ここから、シーンの露出を順次下げていき、基本露出より3ストップ下、戻した状態にする(3ストップはDaVinci Resolveの露出スライダーを使用してカメラRAWタブで調整すると便利 – それ以上はリフト、ガンマ、ゲインのコントロールを使用する)。

3ストップアンダーで、ノイズが出始める。これは細かく分散しており、見た目も良いので、私見ではノイズ除去の必要はない。

4段アンダーではノイズが非常に優勢になり、わずかに緑がかった色合いと、縦方向に大きな緑色/ピンク色の領域が現れる。

Canon EOS C70

DaVinci Resolveのノイズリダクションを使用すると、画像をきれいにすることができる(下図の設定も参照)。

Canon EOS C70

Arri ALEXA Mini LF(露出ラティテュード10段)を除いて、ラボのすべてのカメラでこれまで見た最大値である8段に達しているので、5段アンダーに戻されても問題ないかどうか、非常に興味がある。

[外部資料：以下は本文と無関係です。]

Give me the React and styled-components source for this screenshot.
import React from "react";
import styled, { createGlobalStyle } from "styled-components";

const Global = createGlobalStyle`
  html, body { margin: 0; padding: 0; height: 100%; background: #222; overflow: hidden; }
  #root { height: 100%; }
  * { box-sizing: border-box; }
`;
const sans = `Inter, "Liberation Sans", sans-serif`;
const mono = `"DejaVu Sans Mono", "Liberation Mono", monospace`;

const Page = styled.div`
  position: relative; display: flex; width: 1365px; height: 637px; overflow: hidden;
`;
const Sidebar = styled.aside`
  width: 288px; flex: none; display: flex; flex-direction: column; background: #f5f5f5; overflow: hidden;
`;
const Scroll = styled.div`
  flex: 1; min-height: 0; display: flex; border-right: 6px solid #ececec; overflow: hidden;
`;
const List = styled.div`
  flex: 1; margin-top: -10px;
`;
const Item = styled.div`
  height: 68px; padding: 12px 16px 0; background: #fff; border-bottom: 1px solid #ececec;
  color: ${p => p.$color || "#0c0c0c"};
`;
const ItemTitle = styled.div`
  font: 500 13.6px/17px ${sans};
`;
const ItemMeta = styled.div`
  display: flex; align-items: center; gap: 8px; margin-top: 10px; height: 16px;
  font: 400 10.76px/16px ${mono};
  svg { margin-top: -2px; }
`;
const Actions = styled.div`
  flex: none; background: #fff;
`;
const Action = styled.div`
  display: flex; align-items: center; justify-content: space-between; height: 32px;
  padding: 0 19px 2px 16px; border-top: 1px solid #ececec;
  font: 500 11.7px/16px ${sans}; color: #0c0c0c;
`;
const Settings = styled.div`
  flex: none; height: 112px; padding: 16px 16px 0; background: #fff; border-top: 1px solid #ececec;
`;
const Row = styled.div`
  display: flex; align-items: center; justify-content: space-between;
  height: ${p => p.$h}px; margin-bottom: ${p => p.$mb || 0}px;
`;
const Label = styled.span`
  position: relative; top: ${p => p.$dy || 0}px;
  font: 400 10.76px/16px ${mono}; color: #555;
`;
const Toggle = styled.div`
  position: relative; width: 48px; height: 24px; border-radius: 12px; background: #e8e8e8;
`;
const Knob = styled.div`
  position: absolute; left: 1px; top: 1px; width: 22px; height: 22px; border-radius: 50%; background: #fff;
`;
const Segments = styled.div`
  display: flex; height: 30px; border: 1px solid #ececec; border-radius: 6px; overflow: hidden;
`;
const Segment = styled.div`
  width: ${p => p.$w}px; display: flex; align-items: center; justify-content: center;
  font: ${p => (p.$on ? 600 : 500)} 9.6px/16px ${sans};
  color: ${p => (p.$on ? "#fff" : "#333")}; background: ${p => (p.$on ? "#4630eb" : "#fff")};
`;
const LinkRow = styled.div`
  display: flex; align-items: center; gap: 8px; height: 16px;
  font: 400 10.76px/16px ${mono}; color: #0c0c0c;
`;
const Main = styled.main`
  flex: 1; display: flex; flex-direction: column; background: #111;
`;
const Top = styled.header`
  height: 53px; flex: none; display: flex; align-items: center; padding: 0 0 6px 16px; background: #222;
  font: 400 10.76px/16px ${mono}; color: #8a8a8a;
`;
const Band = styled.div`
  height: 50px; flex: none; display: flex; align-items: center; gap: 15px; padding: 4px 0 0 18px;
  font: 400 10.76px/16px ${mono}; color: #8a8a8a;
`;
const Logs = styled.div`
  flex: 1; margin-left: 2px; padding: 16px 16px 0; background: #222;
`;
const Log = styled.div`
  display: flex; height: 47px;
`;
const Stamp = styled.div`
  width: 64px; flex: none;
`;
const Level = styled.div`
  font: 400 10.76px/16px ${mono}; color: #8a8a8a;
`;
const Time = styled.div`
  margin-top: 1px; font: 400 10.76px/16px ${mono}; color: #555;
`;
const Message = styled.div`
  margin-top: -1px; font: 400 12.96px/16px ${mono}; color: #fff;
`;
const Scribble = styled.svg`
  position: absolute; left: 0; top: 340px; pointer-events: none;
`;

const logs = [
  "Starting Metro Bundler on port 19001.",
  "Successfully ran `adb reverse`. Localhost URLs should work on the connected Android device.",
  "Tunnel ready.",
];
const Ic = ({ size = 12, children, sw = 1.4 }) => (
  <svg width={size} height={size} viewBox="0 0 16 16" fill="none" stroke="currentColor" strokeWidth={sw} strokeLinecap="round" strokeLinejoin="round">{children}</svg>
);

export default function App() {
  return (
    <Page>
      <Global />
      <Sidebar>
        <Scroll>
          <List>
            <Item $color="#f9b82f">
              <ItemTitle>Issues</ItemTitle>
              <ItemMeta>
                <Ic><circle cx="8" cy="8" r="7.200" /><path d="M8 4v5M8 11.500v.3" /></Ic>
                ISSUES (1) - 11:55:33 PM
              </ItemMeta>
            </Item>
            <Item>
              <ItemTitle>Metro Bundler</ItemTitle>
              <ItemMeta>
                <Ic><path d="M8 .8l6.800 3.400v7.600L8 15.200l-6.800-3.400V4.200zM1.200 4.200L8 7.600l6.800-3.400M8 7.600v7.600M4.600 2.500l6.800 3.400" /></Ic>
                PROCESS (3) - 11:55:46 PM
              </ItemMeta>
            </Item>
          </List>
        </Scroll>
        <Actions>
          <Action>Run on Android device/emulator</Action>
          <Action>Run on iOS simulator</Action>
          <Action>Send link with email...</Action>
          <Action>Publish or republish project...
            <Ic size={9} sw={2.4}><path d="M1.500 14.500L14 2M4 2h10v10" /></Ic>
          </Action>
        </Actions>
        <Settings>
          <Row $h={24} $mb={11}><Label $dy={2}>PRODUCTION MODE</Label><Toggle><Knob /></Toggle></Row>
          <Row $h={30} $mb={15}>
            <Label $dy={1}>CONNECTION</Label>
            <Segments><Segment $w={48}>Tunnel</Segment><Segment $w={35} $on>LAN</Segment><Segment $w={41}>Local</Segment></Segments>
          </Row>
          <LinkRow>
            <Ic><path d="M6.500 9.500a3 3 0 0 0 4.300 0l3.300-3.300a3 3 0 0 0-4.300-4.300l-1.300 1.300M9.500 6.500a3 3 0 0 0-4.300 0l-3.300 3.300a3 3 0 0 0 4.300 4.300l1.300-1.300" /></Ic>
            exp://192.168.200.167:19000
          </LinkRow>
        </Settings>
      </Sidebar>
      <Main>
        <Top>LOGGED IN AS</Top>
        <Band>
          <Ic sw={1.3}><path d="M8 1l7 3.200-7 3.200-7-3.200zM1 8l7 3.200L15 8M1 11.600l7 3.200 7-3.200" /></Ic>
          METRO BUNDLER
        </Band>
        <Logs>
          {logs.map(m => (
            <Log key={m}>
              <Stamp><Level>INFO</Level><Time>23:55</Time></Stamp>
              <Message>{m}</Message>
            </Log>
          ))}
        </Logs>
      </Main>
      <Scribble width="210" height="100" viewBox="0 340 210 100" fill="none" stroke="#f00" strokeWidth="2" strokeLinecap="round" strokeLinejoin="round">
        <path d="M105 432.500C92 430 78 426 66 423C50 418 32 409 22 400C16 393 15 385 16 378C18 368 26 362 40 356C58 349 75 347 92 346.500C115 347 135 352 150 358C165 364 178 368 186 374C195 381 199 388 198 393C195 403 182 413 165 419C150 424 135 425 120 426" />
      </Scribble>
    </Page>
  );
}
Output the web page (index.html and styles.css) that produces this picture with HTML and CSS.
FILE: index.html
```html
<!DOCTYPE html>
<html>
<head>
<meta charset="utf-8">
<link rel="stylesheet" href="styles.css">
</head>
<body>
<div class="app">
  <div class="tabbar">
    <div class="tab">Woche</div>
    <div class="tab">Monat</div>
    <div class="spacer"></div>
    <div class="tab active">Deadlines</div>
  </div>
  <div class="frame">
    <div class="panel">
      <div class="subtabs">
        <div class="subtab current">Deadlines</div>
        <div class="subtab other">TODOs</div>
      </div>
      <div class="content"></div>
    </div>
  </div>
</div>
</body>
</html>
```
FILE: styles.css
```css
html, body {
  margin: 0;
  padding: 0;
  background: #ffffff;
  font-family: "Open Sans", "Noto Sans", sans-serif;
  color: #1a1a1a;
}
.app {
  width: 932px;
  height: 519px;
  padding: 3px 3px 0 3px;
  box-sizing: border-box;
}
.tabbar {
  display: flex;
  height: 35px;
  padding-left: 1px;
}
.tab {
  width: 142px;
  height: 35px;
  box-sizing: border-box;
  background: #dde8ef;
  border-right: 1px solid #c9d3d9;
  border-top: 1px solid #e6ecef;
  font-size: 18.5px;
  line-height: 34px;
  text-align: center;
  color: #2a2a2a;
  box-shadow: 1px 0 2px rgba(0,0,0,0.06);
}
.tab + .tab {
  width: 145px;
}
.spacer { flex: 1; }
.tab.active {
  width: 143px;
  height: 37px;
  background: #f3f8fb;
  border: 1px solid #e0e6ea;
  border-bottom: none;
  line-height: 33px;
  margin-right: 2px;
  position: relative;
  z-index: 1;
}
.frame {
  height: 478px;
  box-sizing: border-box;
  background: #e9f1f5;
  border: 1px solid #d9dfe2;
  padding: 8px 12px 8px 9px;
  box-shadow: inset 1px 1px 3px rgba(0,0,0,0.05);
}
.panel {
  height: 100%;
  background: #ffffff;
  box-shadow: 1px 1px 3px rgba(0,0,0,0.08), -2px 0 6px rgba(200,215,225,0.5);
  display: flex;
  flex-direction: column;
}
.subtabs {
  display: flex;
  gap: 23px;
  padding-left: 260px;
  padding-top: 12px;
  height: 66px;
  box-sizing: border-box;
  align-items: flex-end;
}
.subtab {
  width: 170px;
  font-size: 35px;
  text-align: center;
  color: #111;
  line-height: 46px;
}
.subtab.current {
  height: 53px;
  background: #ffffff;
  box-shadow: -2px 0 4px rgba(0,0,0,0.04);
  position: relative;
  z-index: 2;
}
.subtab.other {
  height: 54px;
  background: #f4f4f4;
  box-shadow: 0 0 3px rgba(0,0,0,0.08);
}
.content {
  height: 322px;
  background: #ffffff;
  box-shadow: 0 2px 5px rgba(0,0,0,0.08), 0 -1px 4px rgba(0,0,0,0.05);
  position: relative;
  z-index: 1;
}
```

残念ながら、ノイズはひどくなり、色は茶色や緑がかった色に退色し始める。また、緑やピンクがかった部分の大きな縦縞が非常に目立つ。残念ながら、大規模なノイズリダクションでもこの画像を救うことはできず、「ゲームオーバー」になってしまった。

Canon EOS C70

9段分のラティテュード。他のカメラと比較すると、この画像はまだ驚くほど大丈夫そうだ。しかし、私にとっては、使えない画像だ。

まとめ

ローリングシャッター値はかなり良好(DGOアクティブ)~非常に良好(DGO非アクティブ)、ダイナミックレンジはSNR=2で12.3ストップ、XF-AVC Intraで12.8ストップと、スーパー35センサーとしてはこれまで測定した中で2番目の性能だった。Super 35のベンチマークは、SNR = 2で13.8ストップのARRI Alexa classicのままだ(ラボテストはこちら)。

ラティテュードテストでも結果は同様で、標準的なCineD Studioのシーンで8ストップの露出ラティテュードは、最高のフルフレームカメラと同等だ。ベンチマークは、Arri ALEXA Mini LFで、10ストップのラティテュード(5ストップオーバー、5ストップアンダー)を示している。